After a hearing, the trial court signed an interlocutory order granting Sperling’s motion “in least at part” and declared Old American was obligated to pay, within the limits of liability contained in the policy, any judgment rendered against F.C.O.R.P as a result of the accident in which Wang was killed nowithstanding the fact that F.C.O.R.P. violated the terms of the policy, the truck was not described in the policy, or the policy was procured by fraud and/or misrepresentations.

 

Thereafter, Old American amended its petition. In that petition, Old American asked the court “either through trial or by dispositive motion,” to order and declare it owed no duty to defend or indemnify and that the policy be voided back to its inception “because of the material intentional misrepresentations made by F.C .O.R.P. and Preferred. Old American further sought attorney’s fees and damages for fraud as well as asserting the affirmative defenses of laches, waiver, estoppel, and quasi-estoppel to F.C.O.R.P.’s counterclaim for declaratory relief.

 

Several months later, apparently without further pleadings or trial, the trial court rendered a judgment finding that the policy issued by Old American did not provide coverage to F.C.O.R.P. and that Old American had no duty to defend or provide indemnity to F.C.O.R.P. The trial court further determined that because the policy contained an MCS-90 endorsement and was in effect at the time of the accident that killed Wang, Old American is required to pay any final judgment recovered against F.C.O.R.P. for public liability resulting from negligence in the Sperling lawsuit. Finally, the trial court found that in the event Old American was required to pay a final judgment against F.C.O.R.P, Old American would have the right to recover against F.C.O.R.P as set forth in the MCS-90 endorsement.

 

The trial court’s judgment does not dispose of either Old American’s or F.C.O.R.P.’s request for attorney’s fees.
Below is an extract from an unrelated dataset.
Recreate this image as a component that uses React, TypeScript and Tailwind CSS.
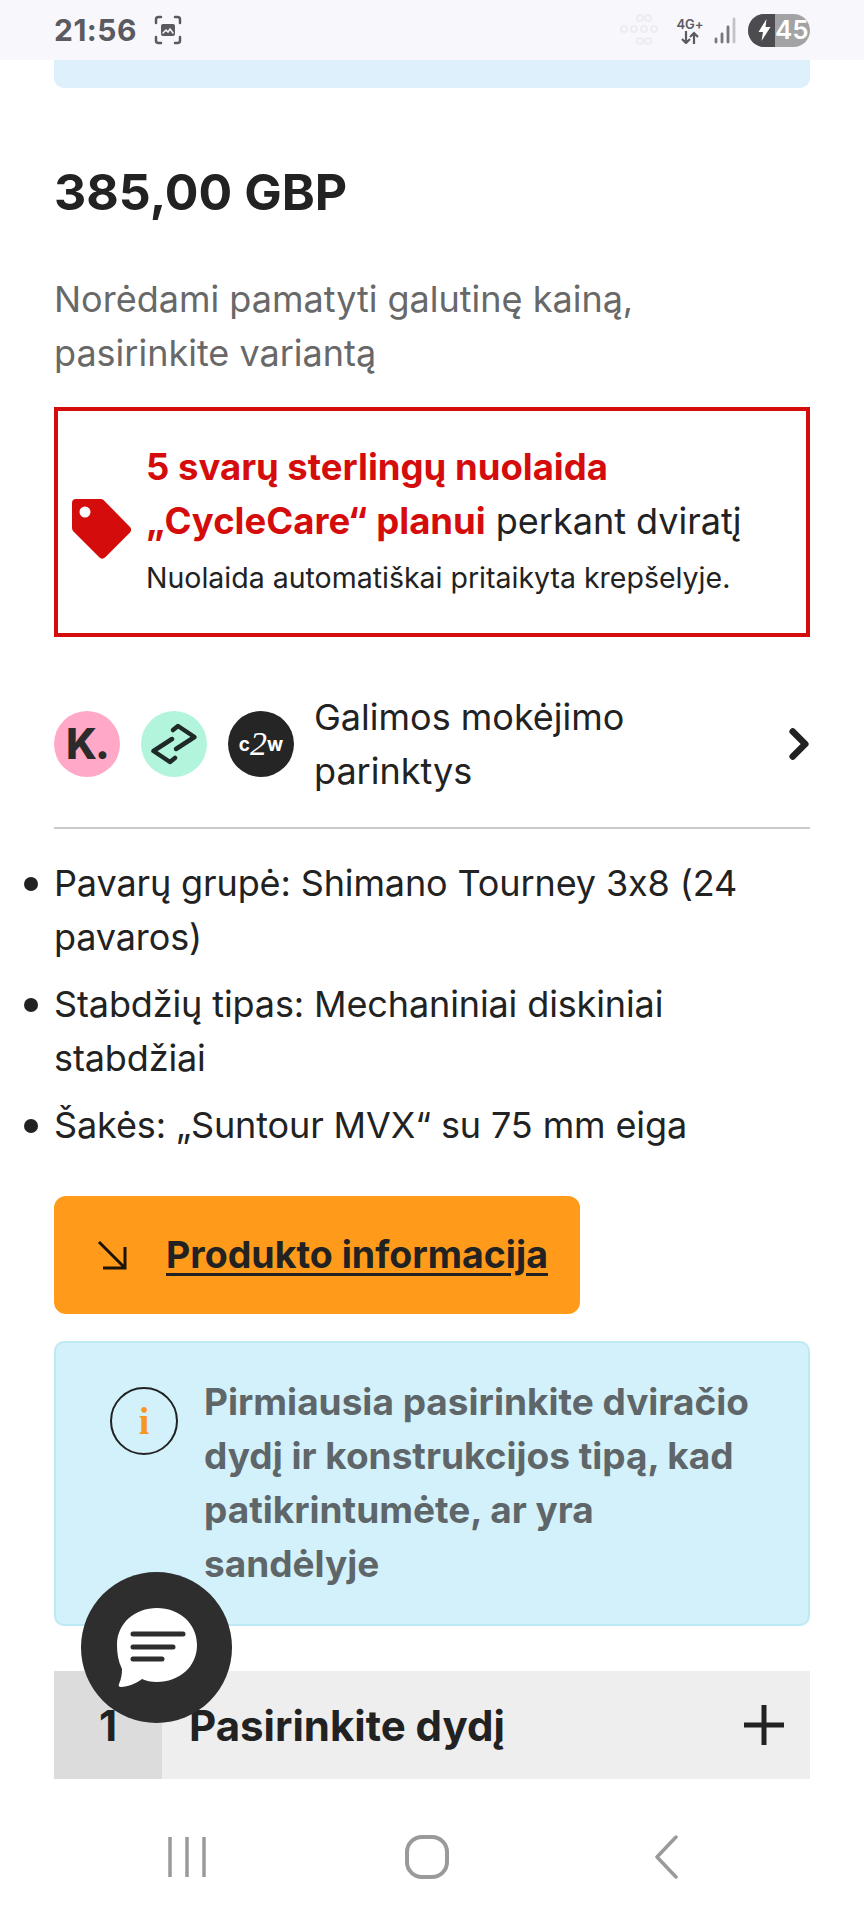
import { ChevronRight } from "lucide-react";

const bullets = [
  "Pavarų grupė: Shimano Tourney 3x8 (24 pavaros)",
  "Stabdžių tipas: Mechaniniai diskiniai stabdžiai",
  "Šakės: „Suntour MVX“ su 75 mm eiga",
];

function StatusBar() {
  return (
    <div className="relative flex h-[60px] items-center justify-between bg-[#f7f7fc] pl-[54px] pr-[54px]">
      <div className="flex items-center gap-[16px]">
        <span className="text-[30px] font-bold leading-none tracking-[0.5px] text-[#5a5a60]">21:56</span>
        <svg width="30" height="30" viewBox="0 0 30 30" fill="none" stroke="#5a5a60" strokeWidth="2.5" strokeLinecap="round">
          <path d="M3 8V4.5A2.5 2.5 0 0 1 5.5 2H8M22 2h2.500A2.500 2.500 0 0 1 27 4.500V8M27 22v3.500a2.500 2.500 0 0 1-2.500 2.500H22M8 28H5.500A2.500 2.500 0 0 1 3 25.500V22" />
          <rect x="8" y="9" width="14" height="12" rx="2" fill="#5a5a60" stroke="none" />
          <path d="M10 18l3-3 2 2 2-3 3 4" stroke="#f7f7fc" strokeWidth="1.5" />
        </svg>
      </div>
      <div className="flex items-center">
        {/* faint ghost of the previous icons left in the capture */}
        <svg width="48" height="34" viewBox="0 0 48 34" fill="none" stroke="#ececf2" strokeWidth="2" className="mr-[10px]">
          <circle cx="22" cy="5" r="3" />
          <circle cx="30" cy="5" r="3" />
          <circle cx="6" cy="16" r="3" />
          <circle cx="16" cy="16" r="3" />
          <circle cx="26" cy="16" r="3" />
          <circle cx="36" cy="16" r="3" />
          <circle cx="22" cy="28" r="3" />
          <circle cx="30" cy="28" r="3" />
        </svg>
        <div className="flex w-[28px] flex-col items-center text-[#5a5a60]">
          <span className="text-[13px] font-semibold leading-[14px]">4G+</span>
          <svg width="20" height="13" viewBox="0 0 20 13" fill="none" stroke="#5a5a60" strokeWidth="2.200">
            <path d="M6 0v12M2 8l4 4 4-4M14 13V2M10 6l4-4 4 4" />
          </svg>
        </div>
        <svg width="24" height="28" viewBox="0 0 24 28" stroke="#77777d" strokeWidth="2.800" strokeLinecap="round" className="ml-[9px]">
          <path d="M3 23v3M9 18v8M15 11v15" />
          <path d="M21 3v23" stroke="#c2c2c8" />
        </svg>
        <div className="ml-[11px] flex h-[33px] w-[62px] items-center overflow-hidden rounded-full bg-[#a3a3a6]">
          <div className="flex h-full w-[27px] items-center justify-center bg-[#4c4c50] pl-[6px]">
            <svg width="13" height="22" viewBox="0 0 12 22" fill="#ffffff">
              <path d="M8 0L0 13h4.500L3 22l9-14H7z" />
            </svg>
          </div>
          <span className="text-[26px] font-semibold leading-none text-white">45</span>
        </div>
      </div>
    </div>
  );
}

function TagIcon() {
  return (
    <svg width="60" height="60" viewBox="0 0 60 60" className="mt-[14px] shrink-0">
      <path
        fillRule="evenodd"
        fill="#d50c0c"
        d="M4 0h24c2 0 3 .5 4 1.500L58 28c1.500 1.500 1.500 4 0 5.500L33 58.500c-1.500 1.500-4 1.500-5.500 0L2 33c-1.500-1.500-2-2.500-2-4.500V4c0-2.500 1.500-4 4-4zm9 7.500a5.500 5.500 0 1 0 0 11 5.500 5.500 0 0 0 0-11z"
      />
    </svg>
  );
}

function PaymentIcons() {
  return (
    <div className="flex shrink-0 items-center gap-[21px]">
      <div className="flex h-[66px] w-[66px] items-center justify-center rounded-full bg-[#ffa8c8]">
        <span className="text-[42px] font-extrabold leading-none tracking-[-2px] text-[#2b2b2b]">K.</span>
      </div>
      <div className="flex h-[66px] w-[66px] items-center justify-center rounded-full bg-[#b2f5dc]">
        <svg width="50" height="50" viewBox="-25 -25 50 50" fill="none" stroke="#1f2a28" strokeWidth="4.500" strokeLinecap="round" strokeLinejoin="round">
          <path d="M-1-14l5-4L20.500-7 2 5" />
          <path d="M1 14l-5 4L-20.500 7-2-5" />
        </svg>
      </div>
      <div className="flex h-[66px] w-[66px] items-center justify-center rounded-full bg-[#252525] text-white">
        <span className="text-[19px] font-bold leading-none">c</span>
        <span className="font-['Liberation_Serif',serif] text-[34px] italic leading-none">2</span>
        <span className="text-[19px] font-bold leading-none">w</span>
      </div>
    </div>
  );
}

function InfoIcon() {
  return (
    <div className="mt-[12px] flex h-[68px] w-[68px] shrink-0 items-center justify-center rounded-full border-[2.500px] border-[#222222]">
      <span className="font-['Liberation_Serif',serif] text-[38px] font-bold leading-none text-[#f7981d]">i</span>
    </div>
  );
}

function NavBar() {
  return (
    <div className="flex flex-1 items-start justify-between bg-white pl-[165px] pr-[176px] pt-[56px]">
      <svg width="44" height="44" viewBox="0 0 44 44" stroke="#9a9a9a" strokeWidth="3.500">
        <path d="M5 2v40M22 2v40M39 2v40" />
      </svg>
      <svg width="44" height="44" viewBox="0 0 44 44" fill="none" stroke="#9a9a9a" strokeWidth="4">
        <rect x="2" y="2" width="40" height="40" rx="15" />
      </svg>
      <svg width="44" height="44" viewBox="0 0 44 44" fill="none" stroke="#9a9a9a" strokeWidth="3.500" strokeLinecap="round" strokeLinejoin="round">
        <path d="M32 2L13 22l19 20" />
      </svg>
    </div>
  );
}

export default function App() {
  return (
    <div className="relative flex h-[1920px] w-[864px] flex-col overflow-hidden bg-white font-['Inter',sans-serif] text-[#222222] [font-feature-settings:'calt'_0]">
      <StatusBar />
      <div className="px-[54px]">
        <div className="h-[28px] rounded-b-[10px] bg-[#dff0fd]" />

        <h2 className="mt-[74px] text-[50px] font-bold leading-[60px]">385,00 GBP</h2>
        <p className="mt-[50px] text-[36px] leading-[54px] text-[#686868]">
          Norėdami pamatyti galutinę kainą, pasirinkite variantą
        </p>

        <div className="mt-[27px] flex h-[230px] items-center gap-[14px] border-[4px] border-[#d50c0c] pl-[14px] pr-[6px]">
          <TagIcon />
          <div className="pb-[6px]">
            <p className="whitespace-nowrap text-[36.500px] font-bold leading-[54px] text-[#d50c0c]">5 svarų sterlingų nuolaida</p>
            <p className="whitespace-nowrap text-[36px] leading-[54px]">
              <span className="text-[36.500px] font-bold text-[#d50c0c]">„CycleCare“ planui</span> perkant dviratį
            </p>
            <p className="mt-[10px] whitespace-nowrap text-[28.500px] leading-[40px]">Nuolaida automatiškai pritaikyta krepšelyje.</p>
          </div>
        </div>

        <div className="mt-[53px] flex items-center gap-[20px] border-b-2 border-[#c9c9c9] pb-[29px]">
          <PaymentIcons />
          <span className="flex-1 pr-[60px] text-[36px] leading-[54px]">Galimos mokėjimo parinktys</span>
          <ChevronRight size={50} strokeWidth={3.200} className="mr-[-14px] shrink-0" />
        </div>

        <ul className="mt-[27px] flex flex-col gap-[13px]">
          {bullets.map((b) => (
            <li key={b} className="relative text-[36px] leading-[54px] tracking-[-0.120px]">
              <span className="absolute left-[-30px] top-[21px] h-[14px] w-[14px] rounded-full bg-[#222222]" />
              {b}
            </li>
          ))}
        </ul>

        <div className="mt-[44px] flex h-[118px] w-[526px] items-center gap-[39px] rounded-[12px] bg-[#ff9a1a] pl-[43px]">
          <svg width="30" height="30" viewBox="0 0 30 30" fill="none" stroke="#1c1408" strokeWidth="3">
            <path d="M2 2l25 25M28 7v21H6" />
          </svg>
          <span className="text-[37.500px] font-bold leading-none underline underline-offset-[5px]">Produkto informacija</span>
        </div>

        <div className="mt-[27px] flex h-[285px] gap-[26px] rounded-[10px] border-2 border-[#bde9f5] bg-[#d3f1fa] pl-[54px] pr-[40px] pt-[32px]">
          <InfoIcon />
          <p className="text-[37px] font-bold leading-[54px] text-[#5f6669]">
            Pirmiausia pasirinkite dviračio dydį ir konstrukcijos tipą, kad patikrintumėte, ar yra sandėlyje
          </p>
        </div>

        <div className="mt-[45px] flex h-[108px] items-center bg-[#eeeeee]">
          <div className="flex h-full w-[108px] items-center justify-center bg-[#dcdcdc] text-[42px] font-bold">1</div>
          <span className="ml-[27px] flex-1 text-[42px] font-bold">Pasirinkite dydį</span>
          <svg width="40" height="40" viewBox="0 0 40 40" stroke="#222222" strokeWidth="5" className="mr-[26px]">
            <path d="M20 0v40M0 20h40" />
          </svg>
        </div>
      </div>
      <NavBar />

      <div className="absolute left-[81px] top-[1572px] flex h-[151px] w-[151px] items-center justify-center rounded-full bg-[#2e2e2e]">
        <svg width="84" height="80" viewBox="0 0 84 80">
          <path fill="#ffffff" d="M42 0c22 0 40 15 40 37S64 74 42 74c-6 0-11-1-15-3-5 4-14 8-21 8-2 0-3-1-2-3 2-5 3-9 3-15C3 53 2 45 2 37 2 15 20 0 42 0z" />
          <path stroke="#2e2e2e" strokeWidth="5" strokeLinecap="round" d="M18 26h50M18 39h40M18 51h29" />
        </svg>
      </div>
    </div>
  );
}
Nor does the judgment resolve Old American’s claim for damages for fraud. Moreover, the judgment does not contain a “Mother Hubbard” clause or otherwise state it is a final judgment. Thus, the judgment does not (1) dispose of all claims before the court, or (2) state with unmistakable clarity that it is a final judgment. Therefore, we conclude it is not a final judgment. See Lehmann, 39 S.W.3d at 204. Because the record does not affirmatively demonstrate our jurisdiction, we must dismiss this appeal. See Brashear, 2009 WL 4827862 at*2.

 

Accordingly, we dismiss this appeal for want of jurisdiction.